También, en la vorágine declarativa, se involucró una de las mujeres que mayores aciertos ha tenido en la vida política en los últimos años, la presidenta de la mesa directiva de la cámara de diputados, Ruth Zavaleta quien aseguró que en términos de seguridad y violencia “estamos peor que Colombia”. No es verdad: en Colombia existen grupos armados reconvertidos al narcotráfico que ocupan amplios sectores del país; aún se produce en esa nación cerca del 80 por ciento del total de la cocaína que circula en el mundo; hemos visto, como ocurrió en Colombia, que se asesinan militares, policías y que hay crueles ajustes de cuentas entre los cárteles. Pero no hemos visto ni atentados con carros bomba contra la población civil, ni el estallido de un avión comercial con todo su pasaje a bordo para deshacerse de un adversario, o el asesinato en una campaña de cuatro candidatos presidenciales. Colombia ha hecho una labor notable en los últimos años para contener el narcotráfico y el terrorismo, pero hasta ahora nunca hemos llegado a esos niveles de violencia, porque tampoco nunca el narcotráfico ha tenido en México el peso político y económico que tuvo el crimen organizado en Colombia. Hay paralelismos en las historias, pero la configuración de la industria del narcotráfico es diferente en los dos países. México no se “colombianizará”, porque nuestro proceso está ya lo suficientemente “mexicanizado”.

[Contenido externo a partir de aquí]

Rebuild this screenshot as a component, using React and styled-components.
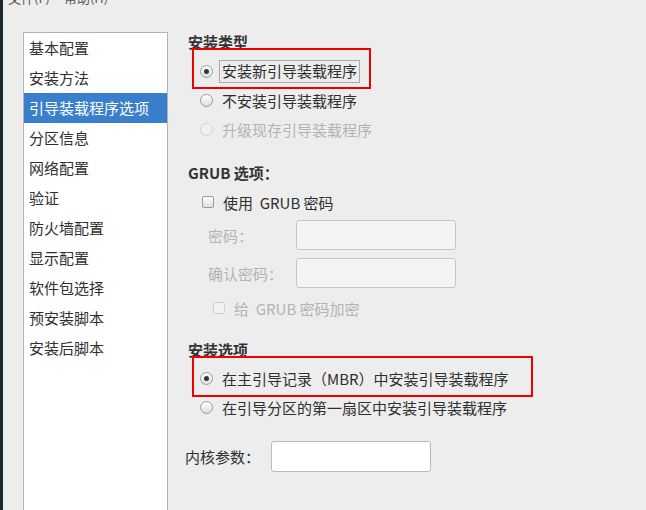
import React from 'react'
import styled, { createGlobalStyle } from 'styled-components'

const GlobalStyle = createGlobalStyle`
  html, body {
    margin: 0;
    padding: 0;
    background: #ededed;
    overflow: hidden;
  }
  * { box-sizing: border-box; }
`;

const Window = styled.div`
  display: flex;
  flex-direction: row;
  width: 646px;
  height: 510px;
  background: #ededed;
  color: #2f2f2f;
  font-family: "Noto Sans CJK SC", "DejaVu Sans", sans-serif;
  font-size: 15px;
`;

const Edge = styled.div`
  width: 3px;
  background: #18272c;
  flex-shrink: 0;
`;

const Main = styled.div`
  flex: 1;
  display: flex;
  flex-direction: column;
`;

const MenuBar = styled.div`
  height: 5px;
  overflow: hidden;
  display: flex;
  align-items: flex-end;
  gap: 14px;
  padding-left: 5px;
  font-size: 13px;
  line-height: 14px;
  color: #555;
`;

const MenuItem = styled.span`
  white-space: nowrap;
`;

const Body = styled.div`
  flex: 1;
  display: flex;
  flex-direction: row;
  padding: 27px 0 0 20px;
`;

const Sidebar = styled.div`
  width: 145px;
  flex-shrink: 0;
  background: #fff;
  border: 1px solid #b3b3b3;
  border-bottom: none;
  display: flex;
  flex-direction: column;
`;

const NavItem = styled.div`
  height: 30px;
  line-height: 30px;
  padding-left: 5px;
  white-space: nowrap;
  color: ${p => (p.$active ? '#fff' : '#2f2f2f')};
  background: ${p => (p.$active ? '#3a7fcb' : 'transparent')};
`;

const Panel = styled.div`
  flex: 1;
  display: flex;
  flex-direction: column;
  padding-left: 17px;
`;

const Heading = styled.div`
  height: 20px;
  line-height: 20px;
  margin-left: 3px;
  margin-top: ${p => p.$top || 0}px;
  font-weight: bold;
  color: #333;
`;

const Group = styled.div`
  display: flex;
  flex-direction: column;
  margin-top: ${p => p.$top || 0}px;
`;

const OptionRow = styled.div`
  position: relative;
  display: flex;
  align-items: center;
  height: ${p => p.$h ?? 29}px;
  margin-left: ${p => p.$indent ?? 15}px;
  margin-top: ${p => p.$top ?? 0}px;
  gap: 9px;
  color: ${p => (p.$disabled ? '#b3b3b3' : '#2f2f2f')};
  white-space: nowrap;
`;

const Radio = styled.span`
  position: relative;
  width: 13px;
  height: 13px;
  border-radius: 50%;
  flex-shrink: 0;
  border: 1px solid ${p => (p.$disabled ? '#d2d2d2' : '#9c9c9c')};
  background: ${p => (p.$disabled ? '#f1f1f1' : 'linear-gradient(#ffffff, #dedede)')};

  &::after {
    content: '';
    display: ${p => (p.$checked ? 'block' : 'none')};
    position: absolute;
    left: 3px;
    top: 3px;
    width: 5px;
    height: 5px;
    border-radius: 50%;
    background: #333;
  }
`;

const Checkbox = styled.span`
  width: 12px;
  height: 12px;
  border-radius: 2px;
  flex-shrink: 0;
  border: 1px solid ${p => (p.$disabled ? '#d0d0d0' : '#9c9c9c')};
  background: ${p => (p.$disabled ? '#f1f1f1' : 'linear-gradient(#ffffff, #dedede)')};
`;

const Focused = styled.span`
  border: 1px solid #a9a9a9;
  padding: 1px 2px 2px 2px;
  margin-left: -3px;
  line-height: 18px;
`;

const Marker = styled.div`
  position: absolute;
  left: -8px;
  top: ${p => p.$top}px;
  width: ${p => p.$w}px;
  height: 41px;
  border: 2px solid #f00000;
  pointer-events: none;
`;

const FieldRow = styled.div`
  display: flex;
  align-items: center;
  height: 30px;
  margin-left: ${p => p.$indent ?? 23}px;
  margin-top: ${p => p.$top ?? 0}px;
  color: ${p => (p.$disabled ? '#b3b3b3' : '#2f2f2f')};
`;

const FieldLabel = styled.span`
  width: ${p => p.$w}px;
  flex-shrink: 0;
  white-space: nowrap;
`;

const TextBox = styled.div`
  width: 160px;
  height: ${p => p.$h ?? 30}px;
  border-radius: 3px;
  border: 1px solid ${p => (p.$disabled ? '#c6c6c6' : '#bbbbbb')};
  background: ${p => (p.$disabled ? '#f3f3f3' : '#ffffff')};
`;

const navItems = [
  '基本配置',
  '安装方法',
  '引导装载程序选项',
  '分区信息',
  '网络配置',
  '验证',
  '防火墙配置',
  '显示配置',
  '软件包选择',
  '预安装脚本',
  '安装后脚本',
];

export default function App() {
  return (
    <>
      <GlobalStyle />
      <Window>
        <Edge />
        <Main>
          <MenuBar>
            <MenuItem>文件(F)</MenuItem>
            <MenuItem>帮助(H)</MenuItem>
          </MenuBar>
          <Body>
            <Sidebar>
              {navItems.map(item => (
                <NavItem key={item} $active={item === '引导装载程序选项'}>
                  {item}
                </NavItem>
              ))}
            </Sidebar>
            <Panel>
              <Heading>安装类型</Heading>
              <Group $top={5}>
                <OptionRow>
                  <Marker $top={-9} $w={179} />
                  <Radio $checked />
                  <Focused>安装新引导装载程序</Focused>
                </OptionRow>
                <OptionRow>
                  <Radio />
                  <span>不安装引导装载程序</span>
                </OptionRow>
                <OptionRow $disabled>
                  <Radio $disabled />
                  <span>升级现存引导装载程序</span>
                </OptionRow>
              </Group>

              <Heading $top={19}>GRUB 选项：</Heading>
              <OptionRow $h={30} $top={4} $indent={17}>
                <Checkbox />
                <span>使用&nbsp; GRUB 密码</span>
              </OptionRow>
              <FieldRow $disabled $top={3}>
                <FieldLabel $w={88}>密码：</FieldLabel>
                <TextBox $disabled />
              </FieldRow>
              <FieldRow $disabled $top={8}>
                <FieldLabel $w={88}>确认密码：</FieldLabel>
                <TextBox $disabled />
              </FieldRow>
              <OptionRow $h={30} $top={5} $indent={28} $disabled>
                <Checkbox $disabled />
                <span>给&nbsp; GRUB 密码加密</span>
              </OptionRow>

              <Heading $top={17}>安装选项</Heading>
              <Group $top={4}>
                <OptionRow>
                  <Marker $top={-8} $w={341} />
                  <Radio $checked />
                  <span>在主引导记录（MBR）中安装引导装载程序</span>
                </OptionRow>
                <OptionRow>
                  <Radio />
                  <span>在引导分区的第一扇区中安装引导装载程序</span>
                </OptionRow>
              </Group>

              <FieldRow $indent={0} $top={19}>
                <FieldLabel $w={86}>内核参数：</FieldLabel>
                <TextBox $h={31} />
              </FieldRow>
            </Panel>
          </Body>
        </Main>
      </Window>
    </>
  )
}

Tampoco puedo entender el comunicado del gobierno federal, trasmitidas por el secretario de Gobernación, Juan Camilo Mouriño, sobre la iniciativa Mérida, que va de la mano con la declaración presidencial de la semana pasada sobre la responsabilidad de Estados Unidos en el consumo de drogas. Una vez más no se trata de aceptar condiciones inadmisibles, como dijo Mouriño, ni de desconocer el peso indudable que tiene el consumo de los Estados Unidos en toda la industria del narcotráfico. El punto es que con ello no se agregaba nada nuevo, pero se ayuda a que el mensaje caiga en los lugares comunes que siempre han obstaculizado la lucha contra el narcotráfico. Es verdad que ciertos sectores estadounidenses nunca han comprendido la lucha contra el narcotráfico, como no comprenden lo que sucede en muchas partes del mundo, incluso en algunas tan comunicadas con ellos como México o Europa. Son los mismos que se oponen, por ejemplo, y entre ellos están Barack Obama y Hillary Clinton, al tratado de libre comercio con su más firme aliado en el continente, que es precisamente Colombia. Son los mismos, más del 80 por ciento de la población de Estados Unidos, que en 1995 pensaban que el gobierno de Bill Clinton no tenía porque apoyar a México en medio de la crisis financiera. O son los que quieren imponer condiciones en la Iniciativa Mérida, condiciones que aún no están en el texto de la misma por la sencilla razón de que ésta aún debe ser conciliada entre ambas cámaras y finalmente será sólo un instrumento que deberá ser asumido y definido por quien sea el próximo presidente de la Unión Americana. Reemplazar las negociaciones diplomáticas y políticas por la declaraciones estruendosas y de algún modo gratuitas, nunca ha sido una buena idea cuando esas mismas negociaciones están, o estaban, en proceso. ¿Para qué confundir respecto al verdadero enemigo del Estado mexicano en lugar de poner el acento en los resultados y objetivos de la lucha emprendida?